When your COVID-19 era to-do list has dwindled to making sure your normally hyperactive teenager doesn’t sleep 23 hours a day, you improvise.

You maybe, I don’t know, talk to Jared Allen. See how the four-time NFL All-Pro defensive lineman, who calf-roped 136 quarterbacks in his potential Hall of Fame career, is doing down in Nashville chasing after daughters Brinley Noelle, 8, and Lakelyn, 5.

“Just hanging out at the house doing home-schooling and all that good stuff,” the former Vikings star said. “We have a pretty big yard. When it’s not raining, we get out there and hang out. My wife [Amy] and I don’t leave the house much at all. All’s quiet.”

As he speaks, though, you see the NFL-related tweets scroll by.

… NFL expands playoff field to 14 teams! … Buccaneers announce Tom Brady will wear No. 12! … The NFL draft will march on with “good social distance role modeling” of 10 or fewer people — all 6 feet apart — in every draft room and player’s house! …

The NFL isn’t doing anything wrong by conducting its high-speed business at a safe distance from a low-speed world that’s buffering. Nor is it behaving admirably as some sort of heroic distraction for people worrying about loved ones or finding a barber and a roll of toilet paper before training camp.

Let’s hope the NFL and its talking TV heads understand the latter when they go live with the draft April 23-25.

A nation will no doubt tune in. Right, Jared? Um, you do watch the draft, Mr. Allen?

The short answer:

“I do not,” Allen said.

The more entertaining old-school answer: “I know the kids being drafted are having the time of their life …”

But?

“I think the draft is probably the most boring thing to put on TV imaginable,” Allen said. “I guess I’ve never been a big fan of sitting there and getting all crazy and ecstatic about a guy who hasn’t done a single thing in the NFL yet.”

Bless you, 69. Bless you.

It’s kind of like a defensive end named Dimitrius Underwood playing in the Big Ten, getting drafted in the first round and quitting after his first practice.

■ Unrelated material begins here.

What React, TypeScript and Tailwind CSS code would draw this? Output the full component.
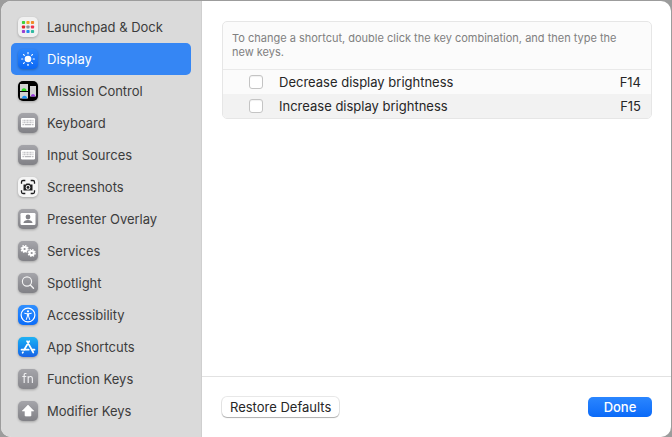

Or like a defensive end named Jared Allen playing for Division I-AA Idaho State, getting drafted in the fourth round and earning the right to scoff at all draft-related hoopla forevermore.

Allen was invited to the scouting combine after posting 17½ sacks as a senior. He also did the Pro Days at Idaho State and San Jose State. He jumped through every hoop the NFL asked him to.

“I also had the fun experience of answering all the off-the-field questions and all that nonsense,” said Allen, a noted hellion in his youth. “It’s different for everybody.”

Much has been made about how the coronavirus shutdown is impacting the draft. Pro days were canceled. Team visits were wiped out. Lifelong scouts spent all of March at home for the first time in their careers.

Time to panic? Nah. In 1974, long before the draft evolved into the finely tuned, analytics-based guesswork it is today, the Pittsburgh Steelers selected Lynn Swann, Jack Lambert, John Stallworth and Mike Webster. Then, when 17 rounds were complete, they signed Donnie Shell.

Four of the top 125 picks and one undrafted free agent. All five are now in the Pro Football Hall of Fame.

“Well,” Allen said, “the NFL today is known for overthinking things. We have meetings about meetings.

“I personally don’t think the team visits mean much. They’re still able to talk to guys on the phone. You’re going to be able to do video conferences. You have all the tape on these guys. Teams already know all the red flags. They got all the info at the combine before everything got shut down.

“To be honest with you, I don’t think this will impact the [long-term success of a team’s] draft in any way.”

So, business as usual. Just 6 feet apart. And no 20-second bearhug from the commish.